The allure of wide-open spaces is drawing people to snatch up rural land in Texas at a record pace.
Ranch sales in the state nearly doubled between the second quarter of 2021 and the previous year, according to data from the Texas A&M Real Estate Center.
While the pandemic played a role in driving down sales in the early part of 2020, the market rebounded considerably, surpassing brokers’ expectations and far exceeding 2019 numbers.
“It’s a pretty exciting time in land markets right now,” said Charles Gilliland, a land market expert for the Real Estate Center. “A lot of times, it’s just ho-hum, but not right now, that’s for sure.”
During the second quarter of this year, there were more than 9,000 land sales in the state, an increase of 13% during the same period in 2020. Land sales in the second quarter of 2019 totaled about 6,000, similar to the volume of sales in the years going back to 2016.
Statewide, prices ballooned with price-per-acre increasing almost 18% in the last year. But some regions in Texas are hotter than others.
In the Hill Country just north of Bexar County, the price-per-acre jumped sharply in 2019 — by 18% over the previous year — then rose again in 2020, by another 6% to $10,500 an acre.
The Real Estate Center evaluates land sales volume and prices by region. Of the eight regions in the state, the areas with the biggest increases are Northeast Texas, the Gulf Coast/Brazos Bottom, the Waco-Austin-Hill Country area, and South Texas, which includes San Antonio.
Sales and prices are lower in West Texas and the Panhandle. “Essentially that part of the state has been transformed from a quiet ranch market to an industrial market,” Gilliland said. “Oil has been inspiring a lot of activity out there so when the prices collapsed last year, it got quiet, and it’s kind of stayed that way.”
The recent Texas land rush began shortly after a complete halt in sales in March 2020, said Robert Dullnig, broker associate of Dullnig Ranch Sales who recently announced the sale of Geronimo Springs Ranch, a 2,770-acre Hill Country property on San Geronimo Creek. Listed at $43 million, the property was on the market for only 45 days.
That’s a tremendous turnaround from what Dullnig and other land brokers predicted when the pandemic began.
“We didn’t show a ranch product for three weeks because of COVID. … No one knew what was going to happen,” Dullnig said. “All of a sudden, about mid-April to late April, the floodgates opened. One week specifically, I had five different buyers call their request, all saying across the board, ‘I want to be an hour and a half from San Antonio. We’re never going to be stuck in a city again.’”
None of the potential buyers were “tire kickers,” he said. They were determined and serious, with some telling Dullnig they planned to cash out a certificate of deposit or sell a commercial property or take money from an investment fund to buy land. The pandemic provided the motivation.
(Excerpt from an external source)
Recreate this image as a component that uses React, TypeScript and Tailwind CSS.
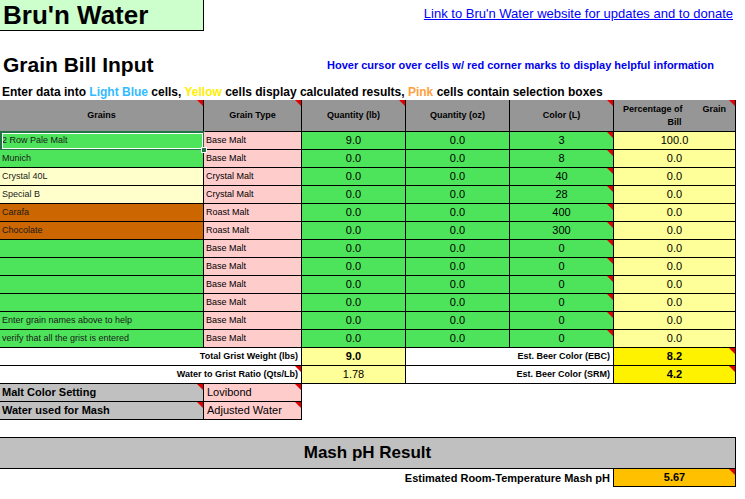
import React from 'react'

const GREEN = 'bg-[#4de35a]'
const PINK = 'bg-[#ffcccc]'
const LYEL = 'bg-[#ffffcc]'
const BROWN = 'bg-[#cc6600]'
const YCOL = 'bg-[#ffff99]'

type Row = { name: string; type: string; lb: string; color: string; pct: string; bg: string }

const rows: Row[] = [
  { name: '2 Row Pale Malt', type: 'Base Malt', lb: '9.0', color: '3', pct: '100.0', bg: GREEN },
  { name: 'Munich', type: 'Base Malt', lb: '0.0', color: '8', pct: '0.0', bg: GREEN },
  { name: 'Crystal 40L', type: 'Crystal Malt', lb: '0.0', color: '40', pct: '0.0', bg: LYEL },
  { name: 'Special B', type: 'Crystal Malt', lb: '0.0', color: '28', pct: '0.0', bg: LYEL },
  { name: 'Carafa', type: 'Roast Malt', lb: '0.0', color: '400', pct: '0.0', bg: BROWN },
  { name: 'Chocolate', type: 'Roast Malt', lb: '0.0', color: '300', pct: '0.0', bg: BROWN },
  { name: '', type: 'Base Malt', lb: '0.0', color: '0', pct: '0.0', bg: GREEN },
  { name: '', type: 'Base Malt', lb: '0.0', color: '0', pct: '0.0', bg: GREEN },
  { name: '', type: 'Base Malt', lb: '0.0', color: '0', pct: '0.0', bg: GREEN },
  { name: '', type: 'Base Malt', lb: '0.0', color: '0', pct: '0.0', bg: GREEN },
  { name: 'Enter grain names above to help', type: 'Base Malt', lb: '0.0', color: '0', pct: '0.0', bg: GREEN },
  { name: 'verify that all the grist is entered', type: 'Base Malt', lb: '0.0', color: '0', pct: '0.0', bg: GREEN },
]

function Mark() {
  return <span className="absolute top-0 right-0 w-0 h-0 border-t-[6px] border-l-[6px] border-t-[#e00000] border-l-transparent" />
}

function Cell({ className = '', mark, children }: { className?: string; mark?: boolean; children?: React.ReactNode }) {
  return (
    <div className={`relative h-full border-r border-b border-black flex items-center shrink-0 ${className}`}>
      {children}
      {mark && <Mark />}
    </div>
  )
}

export default function App() {
  return (
    <div className="w-[745px] h-[499px] bg-white text-black overflow-hidden" style={{ fontFamily: '"Liberation Sans", Arial, sans-serif' }}>
      {/* title bar */}
      <div className="flex h-[31px]">
        <div className="w-[204px] h-[31px] bg-[#ccffcc] border-r border-b border-black flex items-center pl-[3px]">
          <span className="text-[26px] font-bold leading-none">Bru'n Water</span>
        </div>
        <div className="flex-1 flex justify-end pr-[12px] pt-[6px]">
          <a href="#" className="text-[13px] leading-[16px] text-[#0000ff] underline">Link to Bru'n Water website for updates and to donate</a>
        </div>
      </div>

      <div className="h-[22px]" />
      <div className="flex items-center h-[24px]">
        <h1 className="w-[327px] pl-[3px] text-[21px] font-bold leading-[24px]">Grain Bill Input</h1>
        <span className="text-[11px] font-bold text-[#0000ee] leading-[14px]">Hover cursor over cells w/ red corner marks to display helpful information</span>
      </div>
      <div className="h-[23px] flex items-end">
        <p className="pl-[2px] text-[12px] font-bold leading-[16px] whitespace-nowrap">
          Enter data into <span className="text-[#33bbff]">Light Blue</span> cells, <span className="text-[#ffee00]">Yellow</span> cells display calculated results, <span className="text-[#ffa040]">Pink</span> cells contain selection boxes
        </p>
      </div>

      {/* header */}
      <div className="flex h-[32px] text-[9px] font-bold bg-[#969696] w-[736px]">
        <Cell className="w-[204px] justify-center" mark>Grains</Cell>
        <Cell className="w-[98px] justify-center" mark>Grain Type</Cell>
        <Cell className="w-[104px] justify-center" mark>Quantity (lb)</Cell>
        <Cell className="w-[104px] justify-center">Quantity (oz)</Cell>
        <Cell className="w-[104px] justify-center" mark>Color (L)</Cell>
        <Cell className="w-[122px] flex-col !items-stretch justify-center leading-[13px]" mark>
          <div className="flex justify-between pl-[9px] pr-[9px]"><span>Percentage of</span><span>Grain</span></div>
          <div className="text-center">Bill</div>
        </Cell>
      </div>

      {rows.map((r, i) => (
        <div key={i} className="flex h-[18px] text-[9px]">
          <Cell className={`w-[204px] pl-[2px] ${r.bg}`}>
            <span className="text-[#1a1a1a]">{r.name}</span>
            {i === 0 && (
              <>
                <span className="absolute left-0 -top-[1px] right-[-2px] bottom-[-2px] border-2 border-[#217346] shadow-[inset_0_0_0_1px_white]" />
                <span className="absolute right-[-4px] bottom-[-4px] w-[6px] h-[6px] bg-[#217346] border border-white z-10" />
              </>
            )}
          </Cell>
          <Cell className={`w-[98px] pl-[2px] ${PINK}`}>{r.type}</Cell>
          <Cell className={`w-[104px] justify-center text-[11px] ${GREEN}`}>{r.lb}</Cell>
          <Cell className={`w-[104px] justify-center text-[11px] ${GREEN}`}>0.0</Cell>
          <Cell className={`w-[104px] justify-center text-[11px] ${GREEN}`} mark>{r.color}</Cell>
          <Cell className={`w-[122px] justify-center text-[11px] ${YCOL}`}>{r.pct}</Cell>
        </div>
      ))}

      {/* totals */}
      <div className="flex h-[18px] text-[9px] font-bold">
        <Cell className="w-[302px] justify-end pr-[3px] bg-white">Total Grist Weight (lbs)</Cell>
        <Cell className={`w-[104px] justify-center text-[11px] ${YCOL}`}>9.0</Cell>
        <Cell className="w-[208px] justify-end pr-[3px] bg-white">Est. Beer Color (EBC)</Cell>
        <Cell className="w-[122px] justify-center text-[11px] bg-[#fff200]" mark>8.2</Cell>
      </div>
      <div className="flex h-[18px] text-[9px] font-bold">
        <Cell className="w-[302px] justify-end pr-[3px] bg-white" mark>Water to Grist Ratio (Qts/Lb)</Cell>
        <Cell className={`w-[104px] justify-center text-[11px] font-normal ${YCOL}`}>1.78</Cell>
        <Cell className="w-[208px] justify-end pr-[3px] bg-white">Est. Beer Color (SRM)</Cell>
        <Cell className="w-[122px] justify-center text-[11px] bg-[#fff200]" mark>4.2</Cell>
      </div>

      {/* settings */}
      <div className="flex h-[18px] text-[11px]">
        <Cell className="w-[204px] pl-[2px] bg-[#c0c0c0] font-bold" mark>Malt Color Setting</Cell>
        <Cell className={`w-[98px] pl-[3px] ${PINK}`} mark>Lovibond</Cell>
      </div>
      <div className="flex h-[18px] text-[11px]">
        <Cell className="w-[204px] pl-[2px] bg-[#c0c0c0] font-bold" mark>Water used for Mash</Cell>
        <Cell className={`w-[98px] pl-[3px] ${PINK}`} mark>Adjusted Water</Cell>
      </div>

      <div className="h-[17px]" />
      <div className="w-[736px] h-[32px] bg-[#c0c0c0] border-t border-b border-r border-black flex items-center justify-center">
        <span className="text-[17px] font-bold">Mash pH Result</span>
      </div>
      <div className="flex h-[18px]">
        <div className="w-[613px] h-full flex items-center justify-end pr-[3px] text-[11px] font-bold">Estimated Room-Temperature Mash pH</div>
        <div className="relative w-[123px] h-full border-l border-r border-b border-black bg-[#ffc000] flex items-center justify-center text-[11px] font-bold">
          5.67
          <Mark />
        </div>
      </div>
    </div>
  )
}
“Everyone was adamant they were not going to be stuck in a city again, that if this country were to shut down, they were going to have someplace to go to,” Dullnig said.
In addition, people are looking for an investment to protect their capital and land tends to retain its value, even when the economy sours, Gilliland said.
As the pandemic raged on, by July 2020, rural land started selling at a rapid pace, Dullnig said, with larger tracts priced in the $30 million to $50 million range very common.
What he thought, early on in 2020, would go down in history as a slow year turned out the opposite. “It was the highest sales volume that we’ve had in one year,” Dullnig said. And the requests keep coming.
But transactions have slowed as the inventory of rural land has been scooped up in the past year, especially those with water — located on a creek or river, or lakeside — which also carries a bigger price tag.
“What I’m hearing from a lot of brokers is that they’ve sold everything that they had to sell and they really don’t have any inventory now,” Gilliland said, with some taking to “ringing doorbells,” asking landowners if they want to sell.
“I talked to a broker in Junction and he said that any listing they get, they sell within one or two days right now,” he said. “Everybody that I speak to is very busy.”
The research economist also believes, having studied the industry since the 1980s, that the current land rush eventually will come to an end and prices will flatten out.
“But at this point, there’s nothing on the horizon that looks like it’s going to cause that to happen,” he said.